'''

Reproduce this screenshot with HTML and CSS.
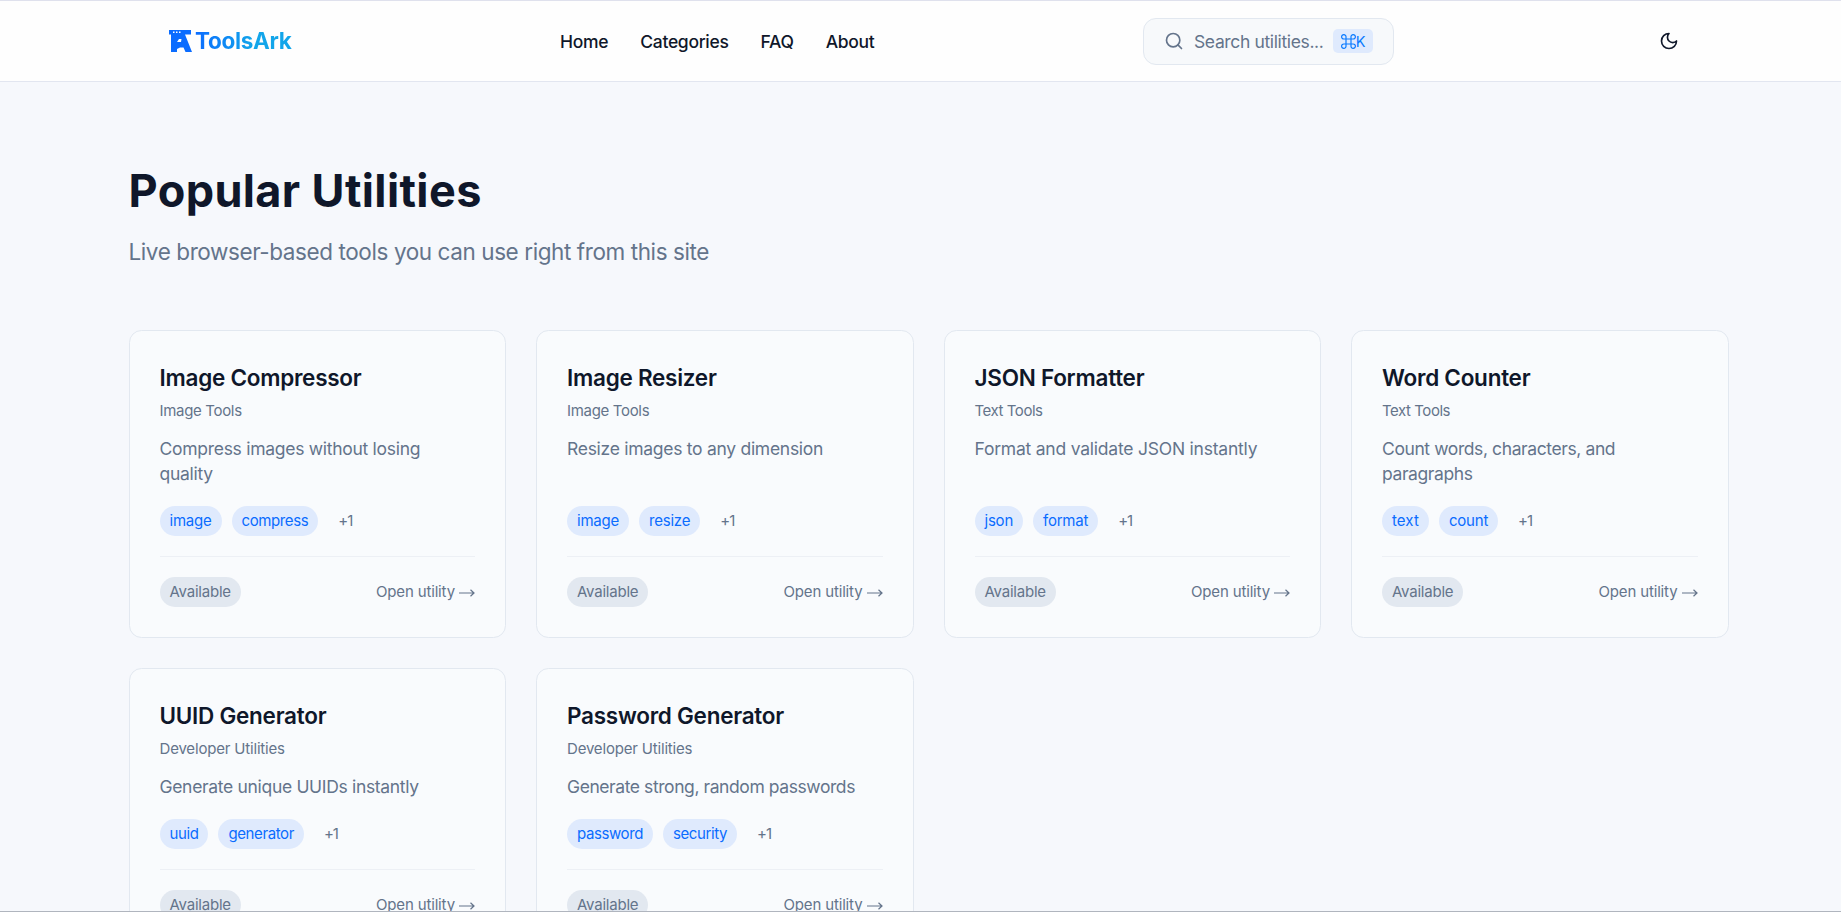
FILE: index.html
```
<!DOCTYPE html>
<html lang="en">
<head>
<meta charset="utf-8">
<title>ToolsArk</title>
<link rel="stylesheet" href="styles.css">
</head>
<body>
<header class="header">
  <a class="brand">
    <svg class="brand-icon" width="23" height="22" viewBox="0 0 23 22"><path fill="#0a6cff" fill-rule="evenodd" d="M0 0H22V4.5H16L23 22H16.5L14.5 17.5H11L8 19V22H2V4.5H0ZM8 12H12L12.5 9H10ZM4 1.5V3H5.5V1.5ZM7 1.5V3H8.5V1.5ZM10 1.5V3H11.5V1.5Z"/></svg>
    <span class="brand-name">ToolsArk</span>
  </a>
  <nav class="nav"><a>Home</a><a>Categories</a><a>FAQ</a><a>About</a></nav>
  <div class="search">
    <svg width="20" height="20" viewBox="0 0 24 24" fill="none" stroke="currentColor" stroke-width="2" stroke-linecap="round"><circle cx="11" cy="11" r="8"/><path d="m21 21-4.3-4.3"/></svg>
    <span class="search-text">Search utilities...</span>
    <kbd class="kbd"><svg width="15" height="15" viewBox="0 0 15 15" fill="none" stroke="currentColor" stroke-width="1.2"><path d="M5 5H10V10H5ZM5 5H3A2.2 2.2 0 1 1 5 3ZM10 5V3A2.2 2.2 0 1 1 12 5ZM10 10H12A2.2 2.2 0 1 1 10 12ZM5 10V12A2.2 2.2 0 1 1 3 10Z"/></svg><span class="key">K</span></kbd>
  </div>
  <svg class="moon" width="20" height="20" viewBox="0 0 24 24" fill="none" stroke="currentColor" stroke-width="2" stroke-linecap="round" stroke-linejoin="round"><path d="M12 3a6 6 0 0 0 9 9 9 9 0 1 1-9-9Z"/></svg>
</header>
<main class="main">
  <h1 class="heading">Popular Utilities</h1>
  <p class="sub">Live browser-based tools you can use right from this site</p>
  <div class="grid">
    <article class="card compressor"><h2 class="title">Image Compressor</h2><p class="cat">Image Tools</p><p class="desc">Compress images without losing quality</p><div class="tags"><span class="tag">image</span><span class="tag snug">compress</span><span class="more">+1</span></div><div class="foot"><span class="status">Available</span><span class="open">Open utility <svg class="arrow" width="16" height="8" viewBox="0 0 16 8"><path d="M0 4H15M11.5 .8 15 4 11.5 7.2"/></svg></span></div></article>
    <article class="card resizer"><h2 class="title">Image Resizer</h2><p class="cat">Image Tools</p><p class="desc">Resize images to any dimension</p><div class="tags"><span class="tag">image</span><span class="tag">resize</span><span class="more">+1</span></div><div class="foot"><span class="status">Available</span><span class="open">Open utility <svg class="arrow" width="16" height="8" viewBox="0 0 16 8"><path d="M0 4H15M11.5 .8 15 4 11.5 7.2"/></svg></span></div></article>
    <article class="card json"><h2 class="title">JSON Formatter</h2><p class="cat text-cat">Text Tools</p><p class="desc">Format and validate JSON instantly</p><div class="tags"><span class="tag">json</span><span class="tag">format</span><span class="more">+1</span></div><div class="foot"><span class="status">Available</span><span class="open">Open utility <svg class="arrow" width="16" height="8" viewBox="0 0 16 8"><path d="M0 4H15M11.5 .8 15 4 11.5 7.2"/></svg></span></div></article>
    <article class="card counter"><h2 class="title">Word Counter</h2><p class="cat text-cat">Text Tools</p><p class="desc">Count words, characters, and paragraphs</p><div class="tags"><span class="tag loose">text</span><span class="tag">count</span><span class="more">+1</span></div><div class="foot"><span class="status">Available</span><span class="open">Open utility <svg class="arrow" width="16" height="8" viewBox="0 0 16 8"><path d="M0 4H15M11.5 .8 15 4 11.5 7.2"/></svg></span></div></article>
    <article class="card uuid"><h2 class="title">UUID Generator</h2><p class="cat dev-cat">Developer Utilities</p><p class="desc">Generate unique UUIDs instantly</p><div class="tags"><span class="tag snug">uuid</span><span class="tag snug">generator</span><span class="more">+1</span></div><div class="foot"><span class="status">Available</span><span class="open">Open utility <svg class="arrow" width="16" height="8" viewBox="0 0 16 8"><path d="M0 4H15M11.5 .8 15 4 11.5 7.2"/></svg></span></div></article>
    <article class="card password"><h2 class="title">Password Generator</h2><p class="cat dev-cat">Developer Utilities</p><p class="desc">Generate strong, random passwords</p><div class="tags"><span class="tag snug">password</span><span class="tag snug">security</span><span class="more">+1</span></div><div class="foot"><span class="status">Available</span><span class="open">Open utility <svg class="arrow" width="16" height="8" viewBox="0 0 16 8"><path d="M0 4H15M11.5 .8 15 4 11.5 7.2"/></svg></span></div></article>
  </div>
</main>
</body>
</html>
```
FILE: styles.css
```
* { box-sizing: border-box; margin: 0; padding: 0; }
body { height: 912px; overflow: hidden; background: #f6f8fc; color: #0f172a; font-family: Inter, "Liberation Sans", sans-serif; border-bottom: 1px solid #b0b5be; display: flex; flex-direction: column; }
.header { flex: none; height: 82px; padding-left: 169px; border-top: 1px solid #dfe1ed; border-bottom: 1px solid #e2e6f0; background: #fefefe; display: flex; align-items: center; }
.brand { width: 391px; display: flex; align-items: center; gap: 3px; }
.brand-name { margin-top: -1px; font-size: 22.5px; font-weight: 700; letter-spacing: -0.3px; background: linear-gradient(90deg, #0a6cff, #12a5ea 60%); -webkit-background-clip: text; background-clip: text; color: transparent; }
.nav { width: 583px; padding-top: 1px; display: flex; gap: 32px; font-size: 17.5px; font-weight: 500; letter-spacing: -0.3px; }
.search { width: 251px; height: 47px; border: 1px solid #e2e8f0; border-radius: 13px; background: #f7f9fb; color: #64748b; display: flex; align-items: center; padding-left: 20px; font-size: 17.5px; }
.search-text { margin-left: 10px; width: 139px; padding-top: 1px; letter-spacing: -0.36px; white-space: nowrap; }
.kbd { width: 40px; height: 24px; border-radius: 5px; background: #dfeafd; color: #0a7aff; font: 15px Inter, sans-serif; display: flex; align-items: center; justify-content: center; }
.key { width: 9px; margin-left: -0.5px; font-size: 14.5px; }
.moon { margin-left: 265px; }
.main { flex: 1; min-height: 0; overflow: hidden; padding: 80px 112.5px 0 128.5px; }
.heading { font-size: 45px; line-height: 57px; font-weight: 700; letter-spacing: 0.38px; }
.sub { margin-top: 18px; font-size: 22.5px; line-height: 30px; letter-spacing: -0.41px; color: #64748b; }
.grid { margin-top: 63px; display: grid; grid-template-columns: repeat(4, 1fr); gap: 30px; }
.card { border: 1px solid #e2e8f0; border-radius: 12.5px; background: #f9fbfd; padding: 30px; display: flex; flex-direction: column; color: #64748b; }
.title { color: #0f172a; font-size: 22.5px; line-height: 33px; font-weight: 600; letter-spacing: -0.26px; }
.cat { margin-top: 7px; font-size: 15px; line-height: 20px; letter-spacing: -0.32px; }
.text-cat { letter-spacing: -0.45px; }
.dev-cat { letter-spacing: -0.18px; }
.desc { margin-top: 15px; flex: 1; font-size: 17.5px; line-height: 25px; letter-spacing: -0.28px; }
.json .desc { letter-spacing: -0.22px; }
.counter .desc { letter-spacing: -0.4px; }
.uuid .desc { letter-spacing: -0.32px; }
.password .desc { letter-spacing: -0.42px; }
.tags { margin-top: 20px; display: flex; gap: 10px; }
.tag, .more, .status { height: 30px; line-height: 30px; border-radius: 15px; padding: 0 10px; font-size: 15px; letter-spacing: -0.22px; }
.tag { background: #dfeafd; color: #0a6cff; }
.tag.snug { letter-spacing: -0.4px; }
.tag.loose { letter-spacing: 0.1px; }
.more { letter-spacing: -1px; }
.foot { margin-top: 20px; border-top: 1px solid #edf0f5; padding-top: 20px; display: flex; justify-content: space-between; align-items: center; font-size: 15px; }
.status { background: #e2e8f0; }
.open { letter-spacing: -0.15px; margin-top: -1px; }
.arrow { fill: none; stroke: currentColor; stroke-width: 1.2; }
```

'''

TASK REQUIREMENTS: What is the number of lines above that contain "this"? Answer with that number only.

RESULT: 2